Discussion on: Build an Article Recommendation Engine With AI/ML

View post

hey Tyler, I am an absolute AI beginner but find this topic super interesting.

So if I got the idea correctly:

You use the GloVe algorithm to represent your articles as multidimensional vectors. The euclidean distance between two article vectors describes how relevant they are to each other.

So a small euclidean distance => similar article.

Then you use the k nearest algorithm which essentially compares the euclidean distance of articles to find the most relevant content.

What I don't understand completely are the details on how the code works.

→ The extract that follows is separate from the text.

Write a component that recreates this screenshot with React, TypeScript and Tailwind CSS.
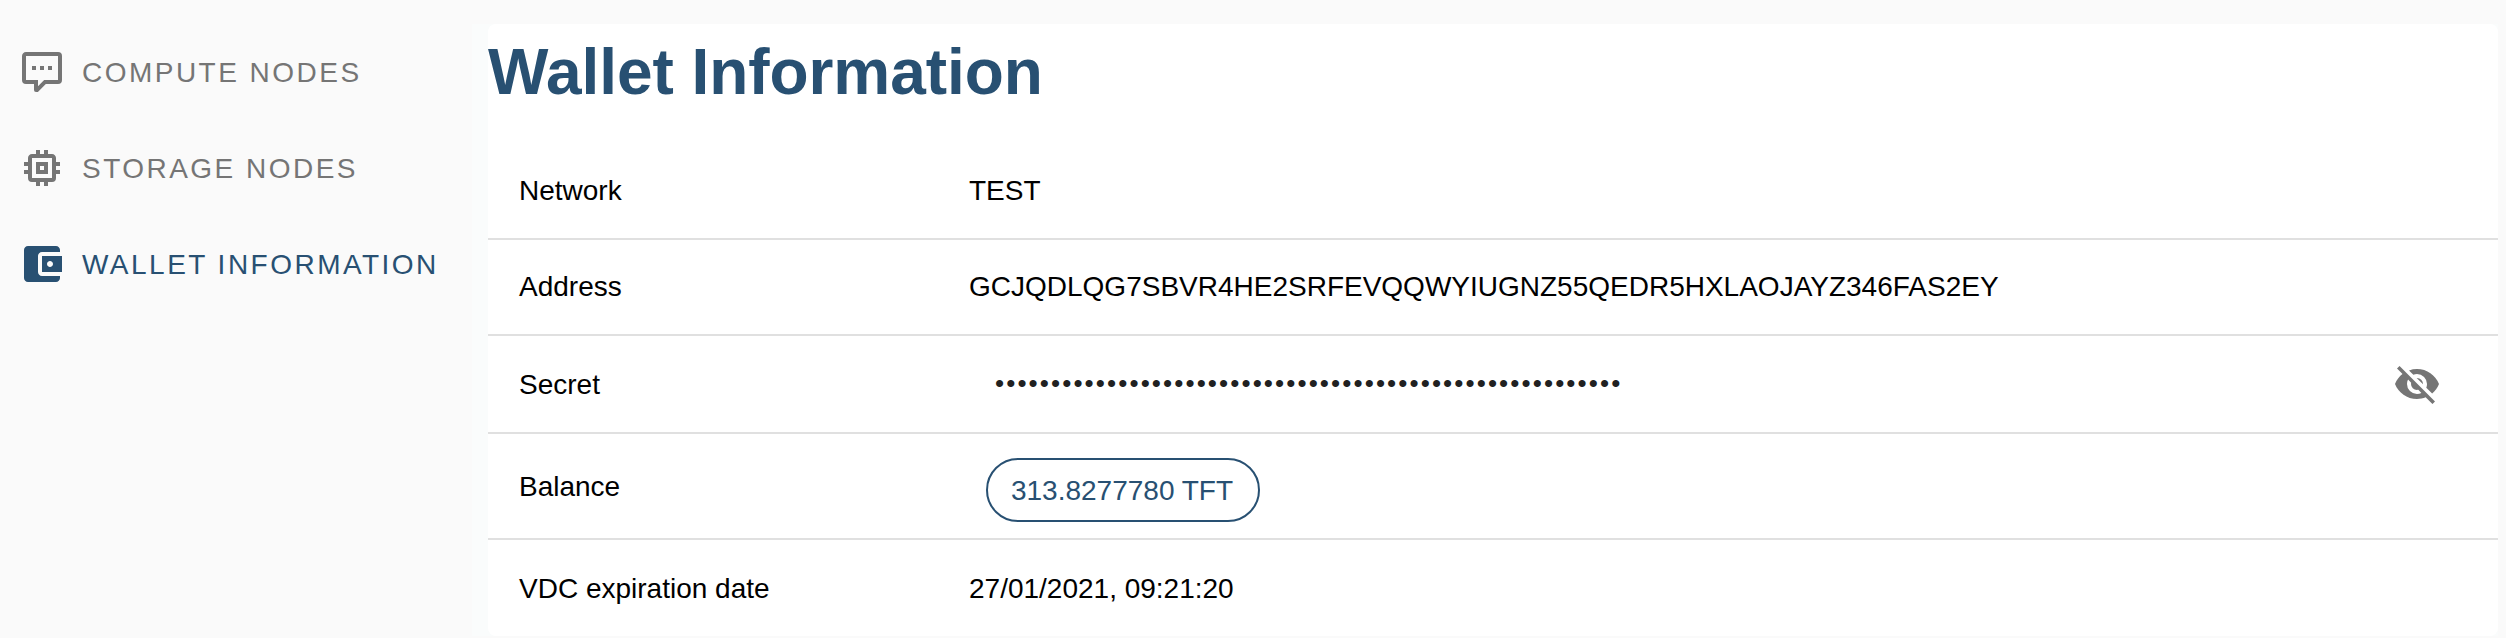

(1) In which line of the app.py do we transform the articles into vectors?
(2) And where do we compare the euclidean distance of the vectors to find the most relevant content?

Thanks for sharing, and sorry for the basic questions :))

cheers Dennis

Tyler Hawkins • Sep 3 '21

Hey Dennis, thanks for reading! You've got the basic idea down, and these are good questions.

For the first question, the articles are transformed into "vector embeddings" on lines 52-53:

encoded_articles = model.encode(data['title_and_content'], show_progress_bar=True)
data['article_vector'] = pd.Series(encoded_articles.tolist())

And then those vector embeddings get uploaded to the index on lines 59-60:

items_to_upload = [(row.id, row.article_vector) for i, row in data.iterrows()]
pinecone_index.upsert(items=items_to_upload)

For your second question about where/how the similarity search is actually done, that's handled in the query_pinecone method. Specifically on line 83 is where we get the results:

query_results = pinecone_index.query(queries=[reading_history_vector], top_k=10)

Now what's interesting about this is that since Pinecone is a managed similarity search service, it takes care of all this for you. If you were build something like this on your own without using Pinecone, then you'd have to write a lot more code to handle performing the search.

So Pinecone becomes sort of a facade over all the underlying details, which makes it look like magic, but also simplifies your job a whole bunch if you're not a machine learning expert.

Hope that helps!